Lo imagino, por ejemplo, cavilando cómo es posible que el proceso participativo del pasado 9-N fuese una parodia, una mascarada, un simulacro con votos duplicados y ausencia absoluta de control, y al mismo tiempo constituya la prueba irrefutable, definitiva, de que el independentismo es minoritario. Tal vez nuestro esforzado unionista sea de talante cartesiano y piense, como yo, que una parodia o un simulacro, por definición, no pueden tener valor probatorio sobre nada, en cuyo caso verá multiplicada su perplejidad. Tampoco saldrá de ella si abraza la tesis que formulaba una columnista de este mismo diario el pasado lunes: la que definía a Convergència como “un socio ideológico del PP”. Curiosa sociedad, en la que una de las partes contratantes quiere inhabilitar penalmente al líder de la otra, y meterlo en la cárcel, e incluso opina (el exportavoz de Aznar, Miguel Ángel Rodríguez, así lo dijo, y parecía sobrio...) que lo que le convendría a Artur Mas es un buen pelotón de fusilamiento. Con socios así, ¿quién necesita enemigos? Sobre todo, ¿qué sociedad ideológica cabe imaginar entre quienes defienden la unidad de España como un dogma sacrosanto y quienes quieren romper aquella unidad para alcanzar la independencia de Cataluña? ¿O acaso este no constituye un dilema ideológico, y la ideología sólo se expresa a través de las políticas económicas o sociales? Es admirable la cantidad de gente dispuesta a todo por impedir que la realidad le estropee un buen tópico...
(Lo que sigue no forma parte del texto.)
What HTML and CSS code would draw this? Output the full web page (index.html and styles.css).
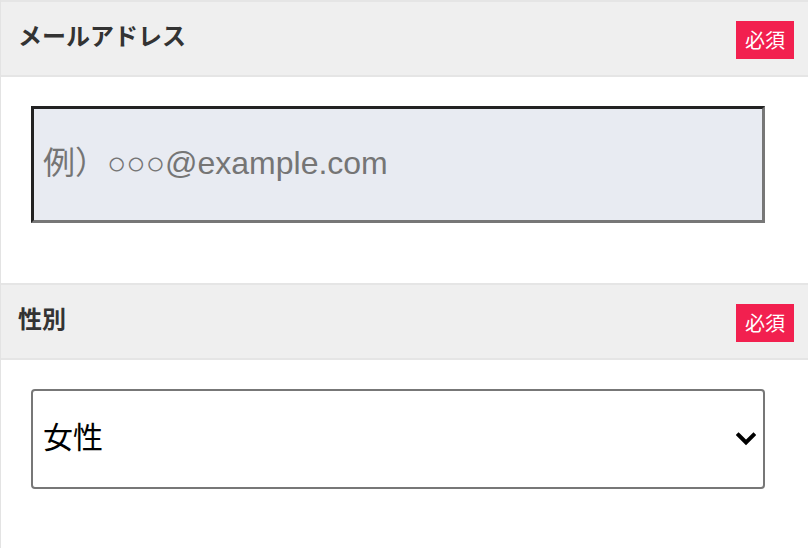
FILE: index.html
```html
<!DOCTYPE html>
<html lang="ja">
<head>
<meta charset="utf-8">
<title>フォーム</title>
<link rel="stylesheet" href="styles.css">
</head>
<body>
<div class="form">
  <div class="row">
    <div class="row-head">
      <span class="label">メールアドレス</span>
      <span class="badge">必須</span>
    </div>
    <div class="row-body body-email">
      <input class="email" type="email" placeholder="例）○○○@example.com">
    </div>
  </div>
  <div class="row">
    <div class="row-head">
      <span class="label">性別</span>
      <span class="badge">必須</span>
    </div>
    <div class="row-body body-select">
      <div class="select-wrap">
        <select class="select">
          <option>女性</option>
          <option>男性</option>
        </select>
        <svg class="chevron" width="20" height="14" viewBox="0 0 20 14" aria-hidden="true">
          <polyline points="2.5,3 10,10.5 17.5,3" fill="none" stroke="#000" stroke-width="4" stroke-linecap="square" stroke-linejoin="miter"/>
        </svg>
      </div>
    </div>
  </div>
</div>
</body>
</html>
```

FILE: styles.css
```css
html, body {
  margin: 0;
  padding: 0;
  background: #ffffff;
}

body {
  font-family: "Noto Sans CJK JP", "Liberation Sans", sans-serif;
  color: #333333;
}

.form {
  width: 807px;
  height: 548px;
  border-left: 1px solid #e3e3e3;
  overflow: hidden;
}

.row-head {
  height: 73px;
  border-top: 2px solid #e5e5e5;
  border-bottom: 2px solid #e5e5e5;
  background: #efefef;
  display: flex;
  align-items: center;
  justify-content: space-between;
  padding: 0 14px 0 17px;
}

.label {
  font-size: 24px;
  font-weight: 700;
  color: #333333;
  line-height: 1;
  margin-top: -7px;
}

.badge {
  width: 58px;
  height: 38px;
  background: #f2204f;
  color: #ffffff;
  font-size: 20px;
  line-height: 38px;
  text-align: center;
  margin-top: 2px;
}

.row-body {
  padding-left: 30px;
  padding-right: 43px;
}

.body-email {
  padding-top: 29px;
  padding-bottom: 60px;
}

.email {
  display: block;
  box-sizing: border-box;
  width: 734px;
  height: 117px;
  margin: 0;
  border-style: solid;
  border-width: 3px;
  border-color: #222222 #777777 #777777 #222222;
  background: #e8ebf2;
  padding: 0 0 3px 9px;
  font-family: "Liberation Sans", "Noto Sans CJK JP", sans-serif;
  font-size: 32px;
  color: #000;
  outline: none;
}

.email::placeholder {
  color: #757575;
  opacity: 1;
}

.body-select {
  padding-top: 29px;
}

.select-wrap {
  position: relative;
  width: 734px;
}

.select {
  display: block;
  box-sizing: border-box;
  width: 734px;
  height: 100px;
  margin: 0;
  appearance: none;
  -webkit-appearance: none;
  border: 2px solid #777777;
  border-radius: 4px;
  background: #ffffff;
  padding: 0 0 8px 10px;
  font-family: "Noto Sans CJK JP", "Liberation Sans", sans-serif;
  font-size: 30px;
  color: #000000;
  outline: none;
}

.chevron {
  position: absolute;
  right: 9px;
  top: 43px;
  pointer-events: none;
}
```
Ese antiindependentista inquieto al que vengo aludiendo no lo tiene fácil para interpretar correctamente la situación catalana, si sus guías de referencia se obstinan en presentar hoy a Convergència y a Artur Mas como si fuesen la Convergència y el Artur Mas de 2011 o de 2004, y no los de 2015. Y ahora, encima, aparece Mariano Rajoy y suelta que “las elecciones plebiscitarias no existen”. Que los comicios anunciados para el 27 de septiembre serán como los de cualquier otra autonomía y servirán sólo para elegir diputados al Parlamento de Cataluña.
Convendría mucho que —tanto el unionista reflexivo como todos, en general— nos fuésemos aclarando. Si, según el presidente español, las elecciones del 27-S no son más que la repetición —por undécima vez— de una rutina democrática inaugurada en marzo de 1980, ¿cómo se entiende que a la delegada regional de Rajoy en Cataluña, la señora Sánchez-Camacho, le haya faltado tiempo para ofrecer al PSC algo tan insólito e inimaginable durante 35 años como un pacto poselectoral a la vasca contra el soberanismo? ¿En qué quedamos, serán unos comicios corrientes y molientes para distribuir 135 modestos escaños, o la oportunidad histórica de “liberarnos de la oligarquía independentista”, según ha clamado una madrugadora doña Alicia con ocho meses de antelación sobre la apertura de las urnas?
Las reacciones inmediatas del PP ante el anuncio de Artur Mas se han movido entre el desdén y la dramatización impostada, pero sus dirigentes tendrán que escoger muy pronto un camino o el otro. Si fuese el primero, si de veras en Génova y en Moncloa contemplasen el 27-S catalán con los mismos ojos que unas elecciones autonómicas en Galicia o en Murcia, incluso que unas andaluzas anticipadas, entonces durante los próximos meses la prensa amiga del PP no desarrollaría nuevas estrategias mediáticas de hostigamiento y criminalización contra el soberanismo catalán; y los aparatos de seguridad del Estado se dedicarían sólo a perseguir yihadistas —que buena falta hace—; y Rajoy, ministros, Cospedales y Florianos no se involucrarían en la campaña hasta junio como pronto; y lo harían en términos parecidos a los que emplearon sus predecesores durante las campañas de 1999, o 2003, o 2010, los términos propios de quien se sabe marginal en Cataluña.
Naturalmente, será todo lo contrario: habrá sobreactuación, y demagogia a raudales, y guerra sucia, y movilización general de recursos privados y públicos, y un ensordecedor ruido mediático, todo ello para presentar el 27-S como la batalla de Armagedón entre el Bien y el Mal, entre unionismo e independentismo. Pero lo divertido del caso es que esto lo harán quienes sostienen, impávidos, que las plebiscitarias no existen, que tendremos unas anodinas elecciones ordinarias.
Joan B. Culla i Clarà es historiador.